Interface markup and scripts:
::::

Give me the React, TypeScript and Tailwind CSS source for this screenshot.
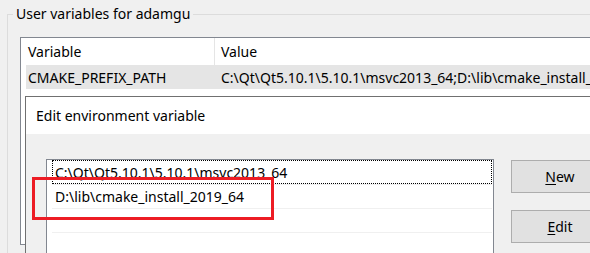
export default function App() {
  return (
    <div className="relative h-[253px] w-[590px] overflow-hidden bg-[#f0f0f0] font-['Noto_Sans',sans-serif] text-[14px] text-black">
      {/* User variables group */}
      <fieldset className="ml-[7px] mt-[4px] h-[320px] w-[700px] border border-[#dcdcdc] pl-[5px] pt-[13px]">
        <legend className="px-[3px] leading-[20px]">User variables for adamgu</legend>

        {/* Variables list view */}
        <div className="ml-[7px] h-[208px] w-[700px] border border-[#828790] bg-white">
          <div className="flex h-[27px] items-center">
            <div className="flex h-full w-[194px] items-center border-r border-[#e5e5e5] pl-[7px]">Variable</div>
            <div className="pl-[6px]">Value</div>
          </div>
          <div className="ml-[5px] flex h-[24px] items-center bg-[#e5e5e5] whitespace-nowrap">
            <div className="w-[188px] pl-[2px]">CMAKE_PREFIX_PATH</div>
            <div className="pl-[7px]">C:\Qt\Qt5.10.1\5.10.1\msvc2013_64;D:\lib\cmake_install_2019_64</div>
          </div>
          <div className="ml-[5px] flex h-[24px] items-center whitespace-nowrap">
            <div className="w-[188px] pl-[2px]">Path</div>
            <div className="pl-[7px]">C:\Users\adamgu\AppData\Local\Microsoft\WindowsApps;</div>
          </div>
        </div>
      </fieldset>

      {/* Edit environment variable dialog */}
      <div className="absolute left-[25px] top-[96px] h-[300px] w-[700px] border border-[#707070] bg-[#f0f0f0]">
        <div className="flex h-[37px] items-center bg-white pl-[10px]">Edit environment variable</div>
        <div className="flex gap-[17px] pl-[20px] pt-[25px]">
          <div className="h-[200px] w-[448px] shrink-0 border border-[#828790] bg-white pr-px pl-[5px]">
            <div className="h-[25px] border-b border-[#f0f0f0]">
              <div className="flex h-[24px] items-center border border-dotted border-black pl-[2px] whitespace-nowrap">
                C:\Qt\Qt5.10.1\5.10.1\msvc2013_64
              </div>
            </div>
            <div className="flex h-[24px] items-center border-b border-[#f0f0f0] pl-[3px] whitespace-nowrap">
              D:\lib\cmake_install_2019_64
            </div>
            <div className="h-[24px] border-b border-[#f0f0f0]" />
          </div>
          <div className="flex flex-col gap-[17px] pt-px">
            <button className="h-[33px] w-[98px] border border-[#adadad] bg-[#e1e1e1]">
              <span className="underline underline-offset-2">N</span>ew
            </button>
            <button className="h-[33px] w-[98px] border border-[#adadad] bg-[#e1e1e1]">
              <span className="underline underline-offset-2">E</span>dit
            </button>
          </div>
        </div>
      </div>

      {/* Highlight annotation */}
      <div className="absolute left-[32px] top-[177px] h-[43px] w-[242px] border-[3px] border-[#ed1c24]" />
    </div>
  );
}
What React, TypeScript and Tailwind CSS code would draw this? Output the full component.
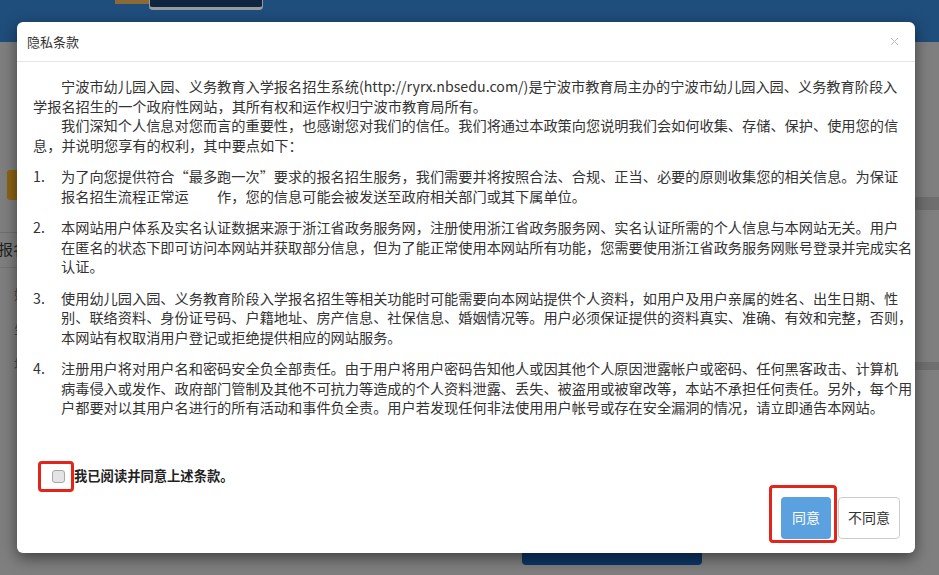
import { X } from 'lucide-react';

const items: string[][] = [
  [
    '为了向您提供符合“最多跑一次”要求的报名招生服务，我们需要并将按照合法、合规、正当、必要的原则收集您的相关信息。为保证',
    '报名招生流程正常运\u3000\u3000作，您的信息可能会被发送至政府相关部门或其下属单位。',
  ],
  [
    '本网站用户体系及实名认证数据来源于浙江省政务服务网，注册使用浙江省政务服务网、实名认证所需的个人信息与本网站无关。用户',
    '在匿名的状态下即可访问本网站并获取部分信息，但为了能正常使用本网站所有功能，您需要使用浙江省政务服务网账号登录并完成实名',
    '认证。',
  ],
  [
    '使用幼儿园入园、义务教育阶段入学报名招生等相关功能时可能需要向本网站提供个人资料，如用户及用户亲属的姓名、出生日期、性',
    '别、联络资料、身份证号码、户籍地址、房产信息、社保信息、婚姻情况等。用户必须保证提供的资料真实、准确、有效和完整，否则，',
    '本网站有权取消用户登记或拒绝提供相应的网站服务。',
  ],
  [
    '注册用户将对用户名和密码安全负全部责任。由于用户将用户密码告知他人或因其他个人原因泄露帐户或密码、任何黑客政击、计算机',
    '病毒侵入或发作、政府部门管制及其他不可抗力等造成的个人资料泄露、丢失、被盗用或被窜改等，本站不承担任何责任。另外，每个用',
    '户都要对以其用户名进行的所有活动和事件负全责。用户若发现任何非法使用用户帐号或存在安全漏洞的情况，请立即通告本网站。',
  ],
];

function PageBehind() {
  return (
    <div className="flex h-full flex-col">
      {/* top header of the page, dimmed by the backdrop */}
      <header className="flex h-[42px] shrink-0 items-start bg-[#1f4d7c] pl-[115px]">
        <div className="h-[4px] w-[34px] bg-[#8a6a36]" />
        <div className="h-[10px] w-[114px] rounded-b-[4px] border-x border-b-[3px] border-[#9a9a9a] bg-[#0e2440]" />
      </header>

      <div className="flex flex-1">
        {/* left column */}
        <div className="flex w-[500px] flex-col">
          <div className="ml-[7px] mt-[128px] h-[30px] w-[120px] rounded-[3px] bg-[#8c6414]" />
          <div className="mt-[32px] border-t border-[#6e6e6e] pt-[6px] text-[15px] leading-[20px] text-[#1e1e1e] -ml-[2px]">
            报名信息
          </div>
          <div className="mt-[8px] border-t border-[#737373]" />
          <div className="flex flex-col gap-[15px] pl-[14px] pt-[16px] text-[13px] leading-[20px] text-[#4a4a4a]">
            <span>姓名</span>
            <span>生日</span>
            <span>地址</span>
          </div>
        </div>
        {/* center column */}
        <div className="flex w-[220px] flex-col">
          <div className="mb-[10px] ml-[22px] mt-auto h-[30px] w-[180px] rounded-[4px] bg-[#0d3766]" />
        </div>
        {/* right column */}
        <div className="flex flex-1 flex-col">
          <div className="mt-[155px] h-[13px] bg-[#6f6f6f]" />
          <div className="mt-[152px] h-[8px] bg-[#707070]" />
        </div>
      </div>
    </div>
  );
}

export default function App() {
  return (
    <div className="relative h-[575px] w-full overflow-hidden bg-[#7f7f7f] font-['Microsoft_YaHei','Noto_Sans_CJK_SC',sans-serif] text-[#333]">
      <PageBehind />

      {/* modal */}
      <div className="absolute left-[17px] top-[22px] flex w-[898px] flex-col rounded-[6px] bg-white shadow-[0_5px_15px_rgba(0,0,0,0.5)]">
        <div className="flex h-[40px] items-center justify-between border-b border-[#e5e5e5] pl-[10px] pr-[14px]">
          <h4 className="text-[13px] leading-none text-[#333]">隐私条款</h4>
          <button className="text-[#b8b8b8]" aria-label="关闭">
            <X className="h-[13px] w-[13px]" strokeWidth={1.75} />
          </button>
        </div>

        <div className="whitespace-nowrap pl-4 pr-[8px] pt-[15px] text-[14.2px] leading-[19.5px]">
          <p className="indent-[28px]">
            宁波市幼儿园入园、义务教育入学报名招生系统(http://ryrx.nbsedu.com/)是宁波市教育局主办的宁波市幼儿园入园、义务教育阶段入
            <br />
            学报名招生的一个政府性网站，其所有权和运作权归宁波市教育局所有。
          </p>
          <p className="indent-[28px]">
            我们深知个人信息对您而言的重要性，也感谢您对我们的信任。我们将通过本政策向您说明我们会如何收集、存储、保护、使用您的信
            <br />
            息，并说明您享有的权利，其中要点如下：
          </p>

          <ol className="mt-[12px] flex flex-col gap-[12px]">
            {items.map((lines, i) => (
              <li key={i} className="flex">
                <span className="w-[28px] shrink-0">{i + 1}.</span>
                <span>
                  {lines.map((line, j) => (
                    <span key={j} className="block">
                      {line}
                    </span>
                  ))}
                </span>
              </li>
            ))}
          </ol>
        </div>

        {/* agree checkbox */}
        <div className="relative mt-[43px] flex h-[31px] items-center pl-[35px]">
          <input
            type="checkbox"
            className="h-[13px] w-[13px] appearance-none rounded-[3px] border border-[#a8a8a8] bg-[#e4e4e4]"
          />
          <label className="ml-[9px] text-[13.3px] font-bold leading-none text-[#222]">我已阅读并同意上述条款。</label>
          <span className="absolute left-[21px] top-0 h-[31px] w-[36px] rounded-[4px] border-[3px] border-[#e3241b]" />
        </div>

        {/* footer */}
        <div className="mt-[5px] flex justify-end gap-[7px] pb-[14px] pr-[15px]">
          <div className="relative">
            <button className="h-[42px] w-[50px] rounded-[4px] bg-[#5ba0df] text-[14px] text-white">同意</button>
            <span className="absolute -left-[12px] -top-[12px] h-[58px] w-[68px] rounded-[4px] border-[3px] border-[#e3241b]" />
          </div>
          <button className="h-[42px] w-[62px] rounded-[4px] border border-[#ccc] bg-white text-[14px] text-[#333]">
            不同意
          </button>
        </div>
      </div>
    </div>
  );
}
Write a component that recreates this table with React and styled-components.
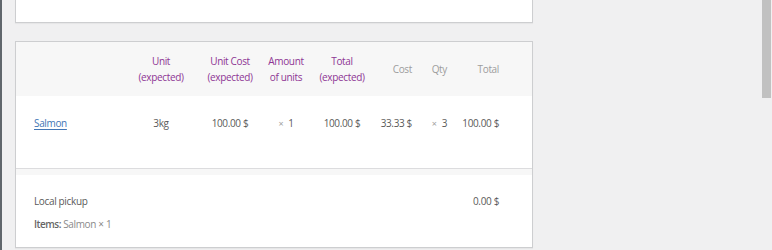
import React from "react";
import styled, { createGlobalStyle } from "styled-components";

const Global = createGlobalStyle`
  html, body { margin: 0; padding: 0; background: #f0f0f1; }
  body {
    font-family: "Open Sans", Lato, sans-serif;
    font-size: 10px;
    letter-spacing: -0.35px;
    color: #5a5a5a;
    overflow: hidden;
  }
`;

const Page = styled.div`
  display: flex;
  min-height: 250px;
  border-left: 2px solid #60666c;
`;

const Content = styled.div`
  display: flex;
  flex-direction: column;
  gap: 18px;
  padding-left: 13px;
  width: 518px;
`;

const Card = styled.div`
  background: #fff;
  border: 1px solid #cdced0;
  box-shadow: 0 1px 1px rgba(0, 0, 0, 0.04);
  ${(p) => p.$cut && `border-top: 0; height: 22px;`}
`;

const Grid = styled.div`
  display: grid;
  grid-template-columns: 110px 70px 68px 44px 68px 36px 35px 52px;
  padding-right: 33px;
  align-items: ${(p) => (p.$top ? "start" : "center")};
  padding-top: ${(p) => (p.$top ? 19 : 0)}px;
  background: ${(p) => p.$bg || "#fff"};
  height: ${(p) => p.$h}px;
  border-bottom: ${(p) => (p.$line ? "1px solid #dcdcde" : "0")};
  box-sizing: border-box;
`;

const Cell = styled.div`
  text-align: ${(p) => p.$align || "center"};
  line-height: 16px;
  padding-left: ${(p) => p.$pl || 0}px;
  color: #5a5a5a;
  white-space: nowrap;
`;

const HeadCell = styled(Cell)`
  color: ${(p) => (p.$muted ? "#9d9d9d" : "#8e3594")};
`;

const ItemLink = styled.a`
  color: #4276b5;
  text-decoration: underline;
  text-underline-offset: 2px;
`;

const Times = styled.span`
  color: #a0a0a0;
  font-size: 9px;
  margin-right: 5px;
`;

const Strip = styled.div`
  height: 6px;
  background: #f7f7f7;
`;

const Shipping = styled.div`
  display: grid;
  grid-template-columns: 1fr 52px;
  padding: 18px 33px 14px 18px;
  row-gap: 6px;
  height: 72px;
  box-sizing: border-box;
`;

const ShipName = styled.div`
  line-height: 16px;
`;

const ShipMeta = styled.div`
  line-height: 16px;
  color: #8a8a8a;
  grid-column: 1 / span 2;
  b { color: #666; font-weight: 600; letter-spacing: -0.5px; }
`;

const ShipTotal = styled.div`
  line-height: 16px;
  text-align: right;
`;

const Scrollbar = styled.div`
  position: fixed;
  top: 0;
  right: 1px;
  width: 9px;
  height: 98px;
  background: #c1c1c1;
`;

export default function App() {
  return (
    <>
      <Global />
      <Page>
        <Content>
          <Card $cut />
          <Card>
            <Grid $bg="#f7f7f7" $h={54}>
              <Cell />
              <HeadCell>Unit<br />(expected)</HeadCell>
              <HeadCell>Unit Cost<br />(expected)</HeadCell>
              <HeadCell>Amount<br />of units</HeadCell>
              <HeadCell>Total<br />(expected)</HeadCell>
              <HeadCell $muted $align="right">Cost</HeadCell>
              <HeadCell $muted $align="right">Qty</HeadCell>
              <HeadCell $muted $align="right">Total</HeadCell>
            </Grid>
            <Grid $h={73} $line $top>
              <Cell $align="left" $pl={18}>
                <ItemLink href="#">Salmon</ItemLink>
              </Cell>
              <Cell>3kg</Cell>
              <Cell>100.00 $</Cell>
              <Cell><Times>×</Times>1</Cell>
              <Cell>100.00 $</Cell>
              <Cell $align="right">33.33 $</Cell>
              <Cell $align="right"><Times>×</Times>3</Cell>
              <Cell $align="right">100.00 $</Cell>
            </Grid>
            <Strip />
            <Shipping>
              <ShipName>Local pickup</ShipName>
              <ShipTotal>0.00 $</ShipTotal>
              <ShipMeta><b>Items:</b> Salmon × 1</ShipMeta>
            </Shipping>
          </Card>
        </Content>
      </Page>
      <Scrollbar />
    </>
  );
}
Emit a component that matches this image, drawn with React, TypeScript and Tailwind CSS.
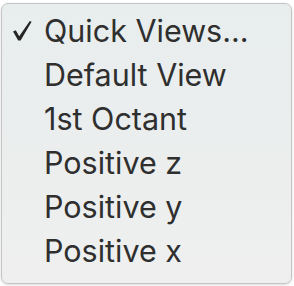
const items = ["Quick Views...", "Default View", "1st Octant", "Positive z", "Positive y", "Positive x"];

function Check() {
  return (
    <svg width="19" height="20" viewBox="0 0 19 20" className="block">
      <path d="M0 10.5 L2.8 9.2 L6.2 15.2 L16.8 0 L18.6 0.8 L7.6 19.5 L5.2 19.5 Z" fill="#262626" />
    </svg>
  );
}

export default function App() {
  return (
    <div className="w-[294px] h-[286px] bg-white pt-[3px] pl-[1px]">
      <div
        className="w-[291px] h-[281px] rounded-[7px] border border-[#c4c4c4] bg-gradient-to-b from-[#e8eded] to-[#efefef] pt-[5px] text-[#2f2f2f] shadow-[0_1px_3px_rgba(0,0,0,0.15)]"
        style={{ fontFamily: 'Inter, "Liberation Sans", Arial, sans-serif' }}
      >
        {items.map((label, i) => (
          <div key={label} className="flex items-center h-[44px] text-[30.5px] leading-[44px]">
            <div className="w-[42px] pl-[11px]">{i === 0 && <Check />}</div>
            <span>{label}</span>
          </div>
        ))}
      </div>
    </div>
  );
}
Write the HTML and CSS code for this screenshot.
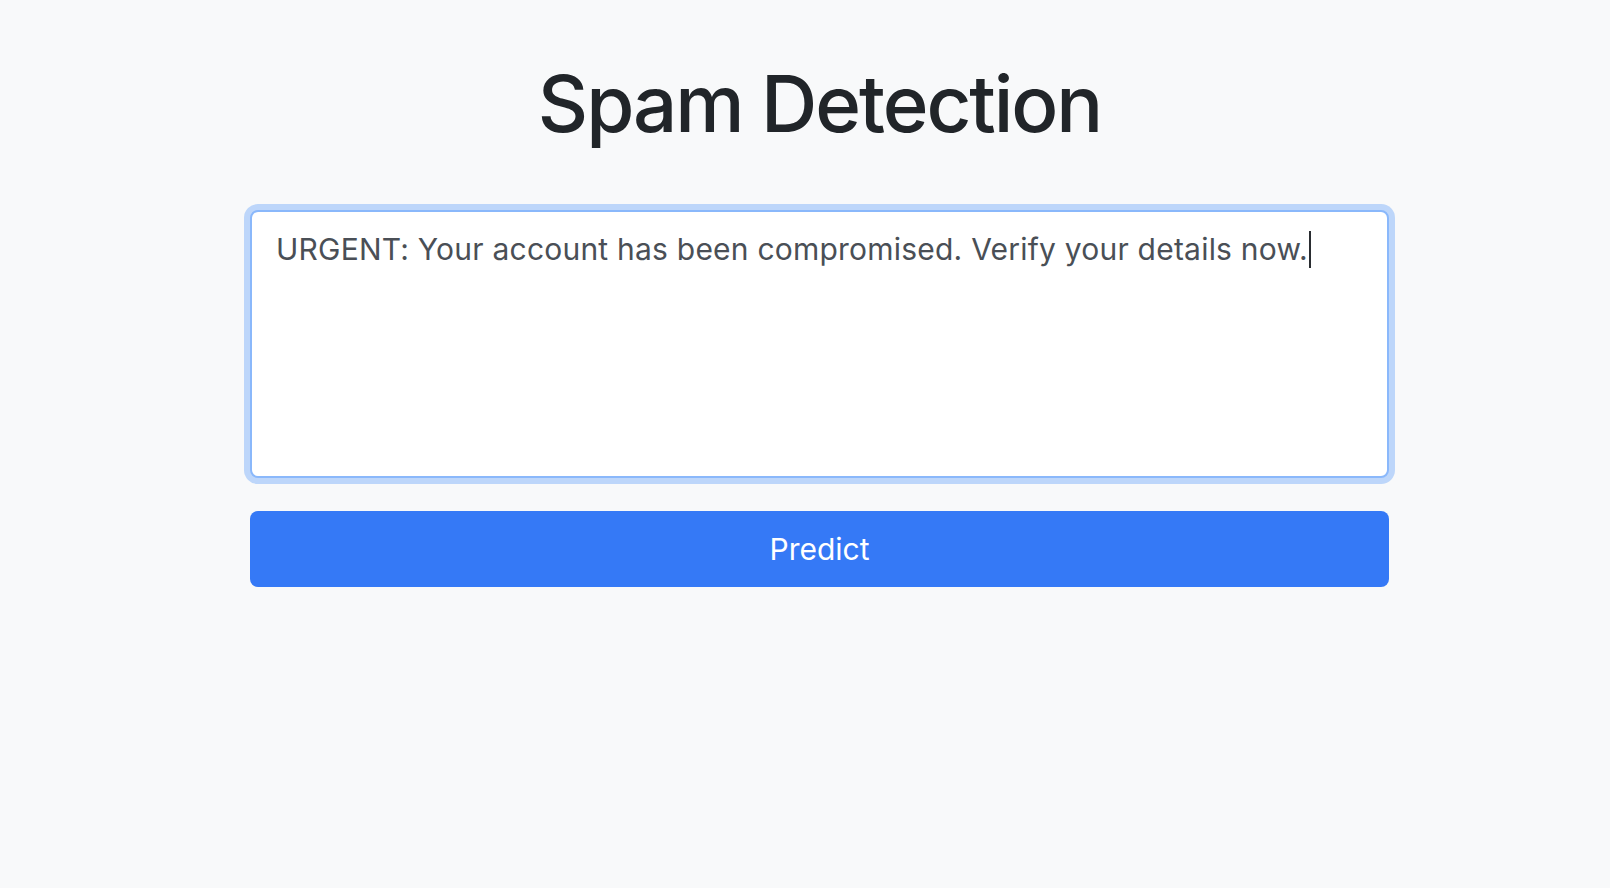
FILE: index.html
```html
<!DOCTYPE html>
<html lang="en">
<head>
<meta charset="utf-8">
<title>Spam Detection</title>
<link rel="stylesheet" href="styles.css">
</head>
<body>
<main class="container">
  <h1 class="title">Spam Detection</h1>
  <form class="form">
    <div class="textbox" role="textbox" aria-multiline="true">URGENT: Your account has been compromised. Verify your details now.<span class="caret"></span></div>
    <button type="button" class="btn">Predict</button>
  </form>
</main>
</body>
</html>
```

FILE: styles.css
```css
html, body {
  margin: 0;
  padding: 0;
  background: #f8f9fa;
  height: 100%;
}
body {
  font-family: Inter, "Noto Sans", "Liberation Sans", sans-serif;
  color: #212529;
}
.container {
  width: 1139px;
  margin-left: 250px;
  padding-top: 57px;
}
.title {
  margin: 0;
  font-size: 78px;
  line-height: 1.2;
  font-weight: 500;
  text-align: center;
  color: #212529;
  letter-spacing: -2.1px;
}
.form {
  margin-top: 59px;
  display: flex;
  flex-direction: column;
  gap: 33px;
}
.textbox {
  box-sizing: border-box;
  height: 268px;
  background: #fff;
  border: 2px solid #8ab8fb;
  border-radius: 8px;
  box-shadow: 0 0 0 6px rgba(13, 110, 253, 0.25);
  padding: 15px 24px;
  font-size: 30px;
  line-height: 45px;
  letter-spacing: 0.22px;
  color: #4a4f56;
}
.caret {
  display: inline-block;
  width: 2px;
  height: 37px;
  background: #2a2d31;
  vertical-align: -8px;
  margin-left: 1px;
}
.btn {
  height: 76px;
  border: none;
  border-radius: 8px;
  background: #3579f6;
  color: #fff;
  font-family: inherit;
  font-size: 30px;
  font-weight: 400;
  cursor: pointer;
}
```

::::

STATED EXERCISE:
Gather each line holding the string "TypeScript".

WRITTEN SOLUTION:
Give me the React, TypeScript and Tailwind CSS source for this screenshot.
What React, TypeScript and Tailwind CSS code would draw this? Output the full component.
Emit a component that matches this image, drawn with React, TypeScript and Tailwind CSS.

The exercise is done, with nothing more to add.